##### Record set

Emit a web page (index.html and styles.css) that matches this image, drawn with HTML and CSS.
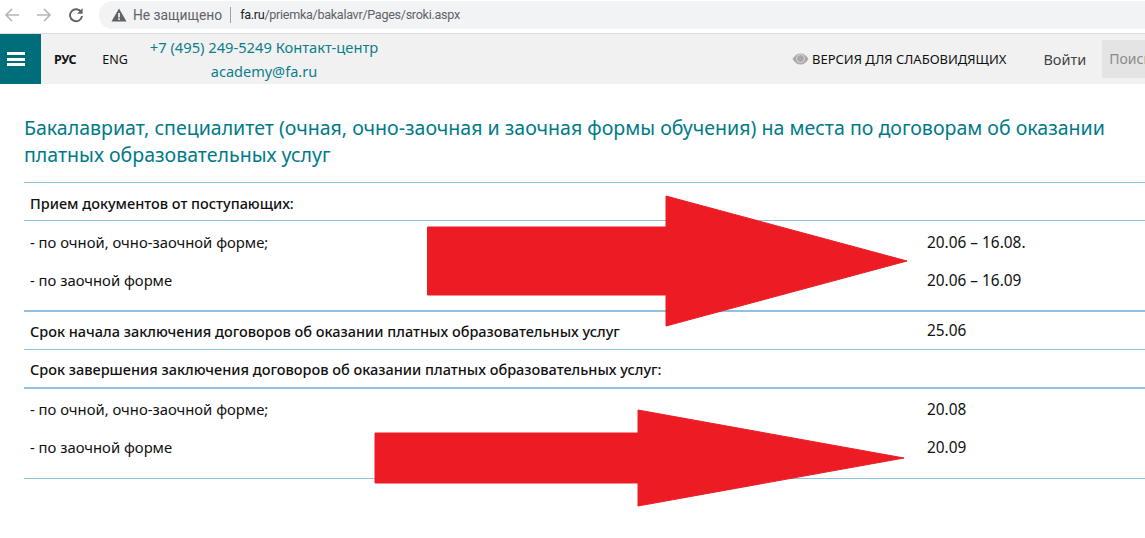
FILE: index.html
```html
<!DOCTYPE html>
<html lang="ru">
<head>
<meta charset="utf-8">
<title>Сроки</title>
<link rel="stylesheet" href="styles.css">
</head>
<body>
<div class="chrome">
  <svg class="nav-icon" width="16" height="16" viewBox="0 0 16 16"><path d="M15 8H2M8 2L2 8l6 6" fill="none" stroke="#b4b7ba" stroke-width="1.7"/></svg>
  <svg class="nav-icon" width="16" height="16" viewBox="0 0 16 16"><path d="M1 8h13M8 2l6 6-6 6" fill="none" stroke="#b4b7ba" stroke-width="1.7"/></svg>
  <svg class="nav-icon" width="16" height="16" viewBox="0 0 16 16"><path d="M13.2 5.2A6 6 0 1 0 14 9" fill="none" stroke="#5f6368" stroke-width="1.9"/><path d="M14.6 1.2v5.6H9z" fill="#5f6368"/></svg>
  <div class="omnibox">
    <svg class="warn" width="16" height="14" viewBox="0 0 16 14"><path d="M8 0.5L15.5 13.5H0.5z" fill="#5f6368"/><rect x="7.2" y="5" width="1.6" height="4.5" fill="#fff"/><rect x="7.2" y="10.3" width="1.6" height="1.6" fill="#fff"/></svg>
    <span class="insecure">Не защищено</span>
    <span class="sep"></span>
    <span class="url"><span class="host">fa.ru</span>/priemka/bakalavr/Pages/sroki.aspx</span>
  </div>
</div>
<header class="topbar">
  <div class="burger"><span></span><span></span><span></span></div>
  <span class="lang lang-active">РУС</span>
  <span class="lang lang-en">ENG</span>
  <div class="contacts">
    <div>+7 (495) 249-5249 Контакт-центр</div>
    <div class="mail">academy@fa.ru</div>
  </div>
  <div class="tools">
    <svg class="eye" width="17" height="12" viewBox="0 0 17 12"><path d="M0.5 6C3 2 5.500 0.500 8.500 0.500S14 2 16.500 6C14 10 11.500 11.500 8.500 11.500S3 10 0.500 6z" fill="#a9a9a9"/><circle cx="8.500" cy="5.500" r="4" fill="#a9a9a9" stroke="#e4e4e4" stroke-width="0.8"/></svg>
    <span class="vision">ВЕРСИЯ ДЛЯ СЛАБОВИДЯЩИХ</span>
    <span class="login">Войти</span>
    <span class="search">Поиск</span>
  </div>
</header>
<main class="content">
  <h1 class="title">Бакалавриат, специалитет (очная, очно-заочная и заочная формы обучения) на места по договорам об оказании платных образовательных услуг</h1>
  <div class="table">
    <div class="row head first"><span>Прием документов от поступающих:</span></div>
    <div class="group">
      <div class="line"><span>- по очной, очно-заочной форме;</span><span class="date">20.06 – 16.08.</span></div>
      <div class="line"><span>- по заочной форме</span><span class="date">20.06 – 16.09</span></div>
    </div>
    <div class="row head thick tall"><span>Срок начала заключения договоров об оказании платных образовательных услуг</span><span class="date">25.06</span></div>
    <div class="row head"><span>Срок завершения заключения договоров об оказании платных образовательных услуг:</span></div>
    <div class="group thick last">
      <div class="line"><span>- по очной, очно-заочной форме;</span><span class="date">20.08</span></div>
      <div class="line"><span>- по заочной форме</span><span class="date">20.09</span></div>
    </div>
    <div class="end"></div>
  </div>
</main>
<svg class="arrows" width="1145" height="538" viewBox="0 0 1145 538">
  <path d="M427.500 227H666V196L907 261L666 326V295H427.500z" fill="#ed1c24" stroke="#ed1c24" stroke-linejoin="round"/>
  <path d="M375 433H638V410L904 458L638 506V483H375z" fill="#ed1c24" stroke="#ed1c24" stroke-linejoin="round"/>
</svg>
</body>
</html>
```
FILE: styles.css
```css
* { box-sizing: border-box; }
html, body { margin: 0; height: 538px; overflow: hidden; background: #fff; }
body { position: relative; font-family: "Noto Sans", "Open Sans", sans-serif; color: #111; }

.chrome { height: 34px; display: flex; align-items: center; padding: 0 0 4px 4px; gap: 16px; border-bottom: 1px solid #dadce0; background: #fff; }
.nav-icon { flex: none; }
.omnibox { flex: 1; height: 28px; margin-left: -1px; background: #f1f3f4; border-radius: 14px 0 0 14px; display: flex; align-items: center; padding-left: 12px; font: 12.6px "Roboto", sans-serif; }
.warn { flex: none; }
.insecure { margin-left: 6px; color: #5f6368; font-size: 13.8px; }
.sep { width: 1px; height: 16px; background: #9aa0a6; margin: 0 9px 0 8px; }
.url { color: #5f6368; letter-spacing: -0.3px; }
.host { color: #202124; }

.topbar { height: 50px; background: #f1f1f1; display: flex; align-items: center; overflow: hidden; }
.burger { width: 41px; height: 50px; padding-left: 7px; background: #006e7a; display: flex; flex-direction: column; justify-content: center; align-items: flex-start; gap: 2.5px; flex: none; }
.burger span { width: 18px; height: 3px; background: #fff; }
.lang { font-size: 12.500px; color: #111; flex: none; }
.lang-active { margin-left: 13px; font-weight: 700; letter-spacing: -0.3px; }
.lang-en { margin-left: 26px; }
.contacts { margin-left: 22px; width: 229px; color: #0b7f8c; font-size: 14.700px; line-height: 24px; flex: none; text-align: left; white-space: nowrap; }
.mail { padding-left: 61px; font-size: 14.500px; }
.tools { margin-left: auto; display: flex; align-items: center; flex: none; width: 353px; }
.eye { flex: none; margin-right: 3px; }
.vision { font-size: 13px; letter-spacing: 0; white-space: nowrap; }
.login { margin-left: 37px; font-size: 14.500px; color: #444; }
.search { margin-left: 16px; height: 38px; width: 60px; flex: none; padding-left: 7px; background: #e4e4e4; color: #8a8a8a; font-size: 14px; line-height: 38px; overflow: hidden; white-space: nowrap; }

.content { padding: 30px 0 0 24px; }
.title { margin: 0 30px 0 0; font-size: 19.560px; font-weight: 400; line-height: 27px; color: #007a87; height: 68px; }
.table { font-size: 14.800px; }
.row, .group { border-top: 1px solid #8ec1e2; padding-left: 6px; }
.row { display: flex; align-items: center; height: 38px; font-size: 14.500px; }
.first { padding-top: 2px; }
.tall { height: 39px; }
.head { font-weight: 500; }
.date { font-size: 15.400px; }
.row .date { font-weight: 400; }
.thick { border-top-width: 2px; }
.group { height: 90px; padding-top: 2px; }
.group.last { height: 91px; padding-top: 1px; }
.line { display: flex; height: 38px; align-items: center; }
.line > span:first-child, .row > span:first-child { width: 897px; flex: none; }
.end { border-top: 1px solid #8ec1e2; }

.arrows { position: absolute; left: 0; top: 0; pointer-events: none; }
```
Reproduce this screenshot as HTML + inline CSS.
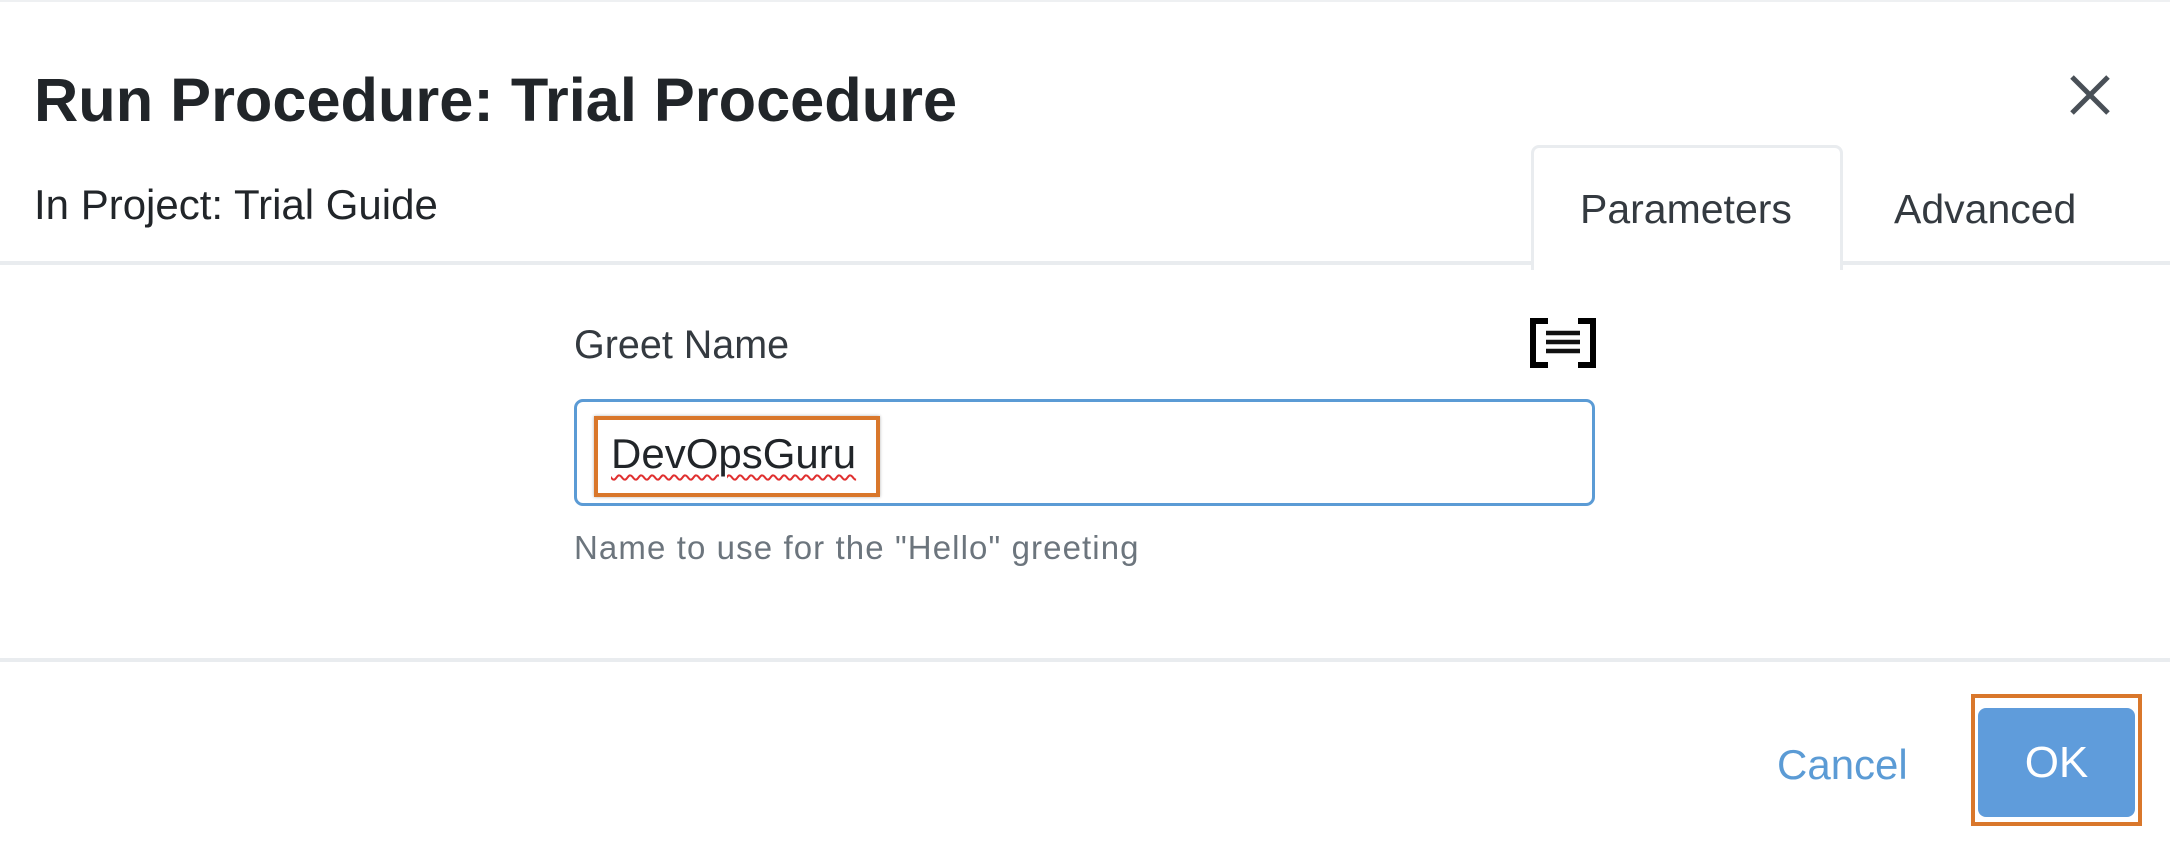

##########

-- Exercise requirements --
Return all of the data exactly as written, and drop the pictures.

-- Task response --
Emit a web page (index.html and styles.css) that matches this image, drawn with HTML and CSS.
FILE: index.html
```html
<!DOCTYPE html>
<html lang="ru">
<head>
<meta charset="utf-8">
<title>Сроки</title>
<link rel="stylesheet" href="styles.css">
</head>
<body>
<div class="chrome">
  <svg class="nav-icon" width="16" height="16" viewBox="0 0 16 16"><path d="M15 8H2M8 2L2 8l6 6" fill="none" stroke="#b4b7ba" stroke-width="1.7"/></svg>
  <svg class="nav-icon" width="16" height="16" viewBox="0 0 16 16"><path d="M1 8h13M8 2l6 6-6 6" fill="none" stroke="#b4b7ba" stroke-width="1.7"/></svg>
  <svg class="nav-icon" width="16" height="16" viewBox="0 0 16 16"><path d="M13.2 5.2A6 6 0 1 0 14 9" fill="none" stroke="#5f6368" stroke-width="1.9"/><path d="M14.6 1.2v5.6H9z" fill="#5f6368"/></svg>
  <div class="omnibox">
    <svg class="warn" width="16" height="14" viewBox="0 0 16 14"><path d="M8 0.5L15.5 13.5H0.5z" fill="#5f6368"/><rect x="7.2" y="5" width="1.6" height="4.5" fill="#fff"/><rect x="7.2" y="10.3" width="1.6" height="1.6" fill="#fff"/></svg>
    <span class="insecure">Не защищено</span>
    <span class="sep"></span>
    <span class="url"><span class="host">fa.ru</span>/priemka/bakalavr/Pages/sroki.aspx</span>
  </div>
</div>
<header class="topbar">
  <div class="burger"><span></span><span></span><span></span></div>
  <span class="lang lang-active">РУС</span>
  <span class="lang lang-en">ENG</span>
  <div class="contacts">
    <div>+7 (495) 249-5249 Контакт-центр</div>
    <div class="mail">academy@fa.ru</div>
  </div>
  <div class="tools">
    <svg class="eye" width="17" height="12" viewBox="0 0 17 12"><path d="M0.5 6C3 2 5.500 0.500 8.500 0.500S14 2 16.500 6C14 10 11.500 11.500 8.500 11.500S3 10 0.500 6z" fill="#a9a9a9"/><circle cx="8.500" cy="5.500" r="4" fill="#a9a9a9" stroke="#e4e4e4" stroke-width="0.8"/></svg>
    <span class="vision">ВЕРСИЯ ДЛЯ СЛАБОВИДЯЩИХ</span>
    <span class="login">Войти</span>
    <span class="search">Поиск</span>
  </div>
</header>
<main class="content">
  <h1 class="title">Бакалавриат, специалитет (очная, очно-заочная и заочная формы обучения) на места по договорам об оказании платных образовательных услуг</h1>
  <div class="table">
    <div class="row head first"><span>Прием документов от поступающих:</span></div>
    <div class="group">
      <div class="line"><span>- по очной, очно-заочной форме;</span><span class="date">20.06 – 16.08.</span></div>
      <div class="line"><span>- по заочной форме</span><span class="date">20.06 – 16.09</span></div>
    </div>
    <div class="row head thick tall"><span>Срок начала заключения договоров об оказании платных образовательных услуг</span><span class="date">25.06</span></div>
    <div class="row head"><span>Срок завершения заключения договоров об оказании платных образовательных услуг:</span></div>
    <div class="group thick last">
      <div class="line"><span>- по очной, очно-заочной форме;</span><span class="date">20.08</span></div>
      <div class="line"><span>- по заочной форме</span><span class="date">20.09</span></div>
    </div>
    <div class="end"></div>
  </div>
</main>
<svg class="arrows" width="1145" height="538" viewBox="0 0 1145 538">
  <path d="M427.500 227H666V196L907 261L666 326V295H427.500z" fill="#ed1c24" stroke="#ed1c24" stroke-linejoin="round"/>
  <path d="M375 433H638V410L904 458L638 506V483H375z" fill="#ed1c24" stroke="#ed1c24" stroke-linejoin="round"/>
</svg>
</body>
</html>
```
FILE: styles.css
```css
* { box-sizing: border-box; }
html, body { margin: 0; height: 538px; overflow: hidden; background: #fff; }
body { position: relative; font-family: "Noto Sans", "Open Sans", sans-serif; color: #111; }

.chrome { height: 34px; display: flex; align-items: center; padding: 0 0 4px 4px; gap: 16px; border-bottom: 1px solid #dadce0; background: #fff; }
.nav-icon { flex: none; }
.omnibox { flex: 1; height: 28px; margin-left: -1px; background: #f1f3f4; border-radius: 14px 0 0 14px; display: flex; align-items: center; padding-left: 12px; font: 12.6px "Roboto", sans-serif; }
.warn { flex: none; }
.insecure { margin-left: 6px; color: #5f6368; font-size: 13.8px; }
.sep { width: 1px; height: 16px; background: #9aa0a6; margin: 0 9px 0 8px; }
.url { color: #5f6368; letter-spacing: -0.3px; }
.host { color: #202124; }

.topbar { height: 50px; background: #f1f1f1; display: flex; align-items: center; overflow: hidden; }
.burger { width: 41px; height: 50px; padding-left: 7px; background: #006e7a; display: flex; flex-direction: column; justify-content: center; align-items: flex-start; gap: 2.5px; flex: none; }
.burger span { width: 18px; height: 3px; background: #fff; }
.lang { font-size: 12.500px; color: #111; flex: none; }
.lang-active { margin-left: 13px; font-weight: 700; letter-spacing: -0.3px; }
.lang-en { margin-left: 26px; }
.contacts { margin-left: 22px; width: 229px; color: #0b7f8c; font-size: 14.700px; line-height: 24px; flex: none; text-align: left; white-space: nowrap; }
.mail { padding-left: 61px; font-size: 14.500px; }
.tools { margin-left: auto; display: flex; align-items: center; flex: none; width: 353px; }
.eye { flex: none; margin-right: 3px; }
.vision { font-size: 13px; letter-spacing: 0; white-space: nowrap; }
.login { margin-left: 37px; font-size: 14.500px; color: #444; }
.search { margin-left: 16px; height: 38px; width: 60px; flex: none; padding-left: 7px; background: #e4e4e4; color: #8a8a8a; font-size: 14px; line-height: 38px; overflow: hidden; white-space: nowrap; }

.content { padding: 30px 0 0 24px; }
.title { margin: 0 30px 0 0; font-size: 19.560px; font-weight: 400; line-height: 27px; color: #007a87; height: 68px; }
.table { font-size: 14.800px; }
.row, .group { border-top: 1px solid #8ec1e2; padding-left: 6px; }
.row { display: flex; align-items: center; height: 38px; font-size: 14.500px; }
.first { padding-top: 2px; }
.tall { height: 39px; }
.head { font-weight: 500; }
.date { font-size: 15.400px; }
.row .date { font-weight: 400; }
.thick { border-top-width: 2px; }
.group { height: 90px; padding-top: 2px; }
.group.last { height: 91px; padding-top: 1px; }
.line { display: flex; height: 38px; align-items: center; }
.line > span:first-child, .row > span:first-child { width: 897px; flex: none; }
.end { border-top: 1px solid #8ec1e2; }

.arrows { position: absolute; left: 0; top: 0; pointer-events: none; }
```
Reproduce this screenshot as HTML + inline CSS.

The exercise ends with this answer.